* _What is required_: Using the listing below, extract each line that has the word "styles" in it.

* _Dataset section_:
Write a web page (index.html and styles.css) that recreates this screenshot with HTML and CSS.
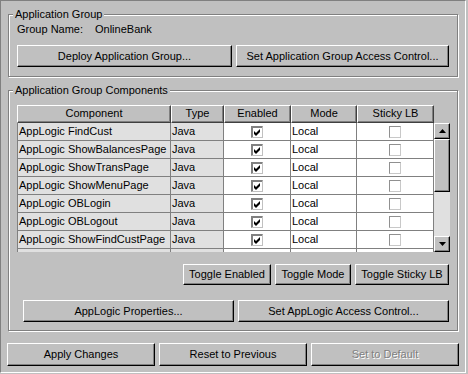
FILE: index.html
```html
<!DOCTYPE html>
<html>
<head>
<meta charset="utf-8">
<title>Application Group</title>
<link rel="stylesheet" href="styles.css">
</head>
<body>
<div class="frame">
  <fieldset class="group group-app">
    <legend>Application Group</legend>
    <div class="name-row"><span class="name-label">Group Name:</span><span>OnlineBank</span></div>
    <div class="app-buttons">
      <button class="btn">Deploy Application Group...</button>
      <button class="btn">Set Application Group Access Control...</button>
    </div>
  </fieldset>

  <fieldset class="group group-comp">
    <legend>Application Group Components</legend>
    <div class="grid">
      <div class="thead">
        <div class="th w-comp">Component</div>
        <div class="th w-type">Type</div>
        <div class="th w-en">Enabled</div>
        <div class="th w-mode">Mode</div>
        <div class="th w-sticky">Sticky LB</div>
      </div>
      <div class="tbody-wrap">
        <div class="viewport">
          <div class="tr"><div class="td w-comp2 shaded">AppLogic FindCust</div><div class="td w-type shaded">Java</div><div class="td w-en center"><span class="cb checked"><svg viewBox="0 0 9 9" width="9" height="9"><polygon points="1,3 3,5 7,1 7,4 3,8 1,6" fill="#000"/></svg></span></div><div class="td w-mode">Local</div><div class="td w-sticky center"><span class="cb"></span></div></div>
          <div class="tr"><div class="td w-comp2 shaded">AppLogic ShowBalancesPage</div><div class="td w-type shaded">Java</div><div class="td w-en center"><span class="cb checked"><svg viewBox="0 0 9 9" width="9" height="9"><polygon points="1,3 3,5 7,1 7,4 3,8 1,6" fill="#000"/></svg></span></div><div class="td w-mode">Local</div><div class="td w-sticky center"><span class="cb"></span></div></div>
          <div class="tr"><div class="td w-comp2 shaded">AppLogic ShowTransPage</div><div class="td w-type shaded">Java</div><div class="td w-en center"><span class="cb checked"><svg viewBox="0 0 9 9" width="9" height="9"><polygon points="1,3 3,5 7,1 7,4 3,8 1,6" fill="#000"/></svg></span></div><div class="td w-mode">Local</div><div class="td w-sticky center"><span class="cb"></span></div></div>
          <div class="tr"><div class="td w-comp2 shaded">AppLogic ShowMenuPage</div><div class="td w-type shaded">Java</div><div class="td w-en center"><span class="cb checked"><svg viewBox="0 0 9 9" width="9" height="9"><polygon points="1,3 3,5 7,1 7,4 3,8 1,6" fill="#000"/></svg></span></div><div class="td w-mode">Local</div><div class="td w-sticky center"><span class="cb"></span></div></div>
          <div class="tr"><div class="td w-comp2 shaded">AppLogic OBLogin</div><div class="td w-type shaded">Java</div><div class="td w-en center"><span class="cb checked"><svg viewBox="0 0 9 9" width="9" height="9"><polygon points="1,3 3,5 7,1 7,4 3,8 1,6" fill="#000"/></svg></span></div><div class="td w-mode">Local</div><div class="td w-sticky center"><span class="cb"></span></div></div>
          <div class="tr"><div class="td w-comp2 shaded">AppLogic OBLogout</div><div class="td w-type shaded">Java</div><div class="td w-en center"><span class="cb checked"><svg viewBox="0 0 9 9" width="9" height="9"><polygon points="1,3 3,5 7,1 7,4 3,8 1,6" fill="#000"/></svg></span></div><div class="td w-mode">Local</div><div class="td w-sticky center"><span class="cb"></span></div></div>
          <div class="tr"><div class="td w-comp2 shaded">AppLogic ShowFindCustPage</div><div class="td w-type shaded">Java</div><div class="td w-en center"><span class="cb checked"><svg viewBox="0 0 9 9" width="9" height="9"><polygon points="1,3 3,5 7,1 7,4 3,8 1,6" fill="#000"/></svg></span></div><div class="td w-mode">Local</div><div class="td w-sticky center"><span class="cb"></span></div></div>
          <div class="tr"><div class="td w-comp2 shaded"></div><div class="td w-type shaded"></div><div class="td w-en center"><span class="cb checked"></span></div><div class="td w-mode"></div><div class="td w-sticky center"><span class="cb"></span></div></div>
        </div>
        <div class="scrollbar">
          <div class="sb-btn"><svg viewBox="0 0 7 4" width="7" height="4"><polygon points="3.5,0 7,4 0,4" fill="#000"/></svg></div>
          <div class="sb-thumb"></div>
          <div class="sb-track"></div>
          <div class="sb-btn"><svg viewBox="0 0 7 4" width="7" height="4"><polygon points="0,0 7,0 3.5,4" fill="#000"/></svg></div>
        </div>
      </div>
    </div>
    <div class="toggle-row">
      <button class="btn t-en">Toggle Enabled</button>
      <button class="btn t-mode">Toggle Mode</button>
      <button class="btn t-sticky">Toggle Sticky LB</button>
    </div>
    <div class="prop-row">
      <button class="btn">AppLogic Properties...</button>
      <button class="btn">Set AppLogic Access Control...</button>
    </div>
  </fieldset>

  <div class="bottom-row">
    <button class="btn">Apply Changes</button>
    <button class="btn">Reset to Previous</button>
    <button class="btn disabled">Set to Default</button>
  </div>
</div>
</body>
</html>
```

FILE: styles.css
```css
* { box-sizing: border-box; }

html, body {
  margin: 0;
  padding: 0;
  background: #c0c0c0;
}

body {
  width: 468px;
  height: 374px;
  overflow: hidden;
  font: 11px/13px "Liberation Sans", Arial, sans-serif;
  color: #000;
}

.frame {
  width: 466px;
  height: 373px;
  border: 1px solid;
  border-color: #808080 #fff #fff #808080;
  display: flex;
  flex-direction: column;
}

.group {
  margin: 0 0 0 7px;
  width: 450px;
  min-width: 0;
  border: 1px solid #808080;
  box-shadow: 1px 1px 0 #fff, inset 1px 1px 0 #fff;
  padding: 0 8px;
}

.group legend {
  padding: 0 2px;
  margin-left: -4px;
  line-height: 13px;
  background: #c0c0c0;
}

.group-app {
  margin-top: 7px;
  padding-top: 2px;
  padding-bottom: 9px;
}

.group-comp {
  margin-top: 7px;
  padding-top: 8px;
  padding-bottom: 8px;
}

.name-row {
  display: flex;
  height: 13px;
}

.name-label {
  width: 78px;
}

.app-buttons {
  margin-top: 9px;
  display: grid;
  grid-template-columns: 215px 213px;
  column-gap: 4px;
}

.app-buttons .btn { height: 22px; }

.btn {
  font: inherit;
  line-height: 13px;
  color: #000;
  background: #c0c0c0;
  margin: 0;
  padding: 0;
  border: 1px solid;
  border-color: #fff #000 #000 #fff;
  box-shadow: inset -1px -1px 0 #808080;
  border-radius: 0;
  text-align: center;
  white-space: nowrap;
  -webkit-appearance: none;
  appearance: none;
}

.btn.disabled {
  color: #808080;
  text-shadow: 1px 1px 0 #fff;
}

/* table */
.grid {
  width: 433px;
  display: flex;
  flex-direction: column;
}

.thead {
  display: flex;
  height: 18px;
}

.th {
  height: 18px;
  line-height: 14px;
  text-align: center;
  border: 1px solid;
  border-color: #fff #404040 #404040 #fff;
  box-shadow: inset -1px -1px 0 #808080;
  white-space: nowrap;
}

.w-comp { width: 154px; }
.w-comp2 { width: 153px; }
.w-type { width: 53px; }
.w-en { width: 67px; }
.w-mode { width: 66px; }
.w-sticky { width: 77px; }

.tbody-wrap {
  display: flex;
  height: 129px;
}

.viewport {
  width: 417px;
  height: 129px;
  overflow: hidden;
  border-left: 1px solid #808080;
  background: #fff;
}

.tr {
  display: flex;
  height: 18px;
}

.td {
  height: 18px;
  line-height: 17px;
  padding-left: 1px;
  border-right: 1px solid #808080;
  border-bottom: 1px solid #808080;
  background: #fff;
  white-space: nowrap;
  overflow: hidden;
}

.td.shaded { background: #e0e0e0; }

.td.center {
  text-align: center;
  padding-left: 0;
}

.cb {
  display: inline-block;
  vertical-align: top;
  width: 12px;
  height: 12px;
  margin-top: 3px;
  border: 1px solid;
  border-color: #909090 #c8c8c8 #c8c8c8 #909090;
  background: #fff;
}

.cb.checked {
  border-color: #808080 #c0c0c0 #c0c0c0 #808080;
  box-shadow: inset 1px 1px 0 #808080;
  padding: 1px 0 0 1px;
}

.cb svg { display: block; }

.scrollbar {
  width: 16px;
  height: 129px;
  display: flex;
  flex-direction: column;
}

.sb-btn, .sb-thumb {
  background: #c0c0c0;
  border: 1px solid;
  border-color: #fff #000 #000 #fff;
  box-shadow: inset -1px -1px 0 #808080;
}

.sb-btn {
  height: 16px;
  display: flex;
  align-items: center;
  justify-content: center;
}

.sb-btn svg { display: block; }

.sb-thumb { height: 53px; }

.sb-track {
  flex: 1;
  background: #e0e0e0;
}

.toggle-row {
  margin-top: 12px;
  display: flex;
  justify-content: flex-end;
  gap: 4px;
  width: 432px;
}

.toggle-row .btn { height: 21px; }
.t-en { width: 88px; }
.t-mode { width: 76px; }
.t-sticky { width: 94px; }

.prop-row {
  margin-top: 15px;
  padding-left: 6px;
  display: grid;
  grid-template-columns: 211px 211px;
  column-gap: 4px;
}

.prop-row .btn { height: 22px; }

.bottom-row {
  margin-top: 12px;
  margin-left: 6px;
  display: grid;
  grid-template-columns: 148px 148px 148px;
  column-gap: 4px;
}

.bottom-row .btn { height: 23px; }
```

* _Solution to this exercise_:
Write a web page (index.html and styles.css) that recreates this screenshot with HTML and CSS.
<link rel="stylesheet" href="styles.css">
FILE: styles.css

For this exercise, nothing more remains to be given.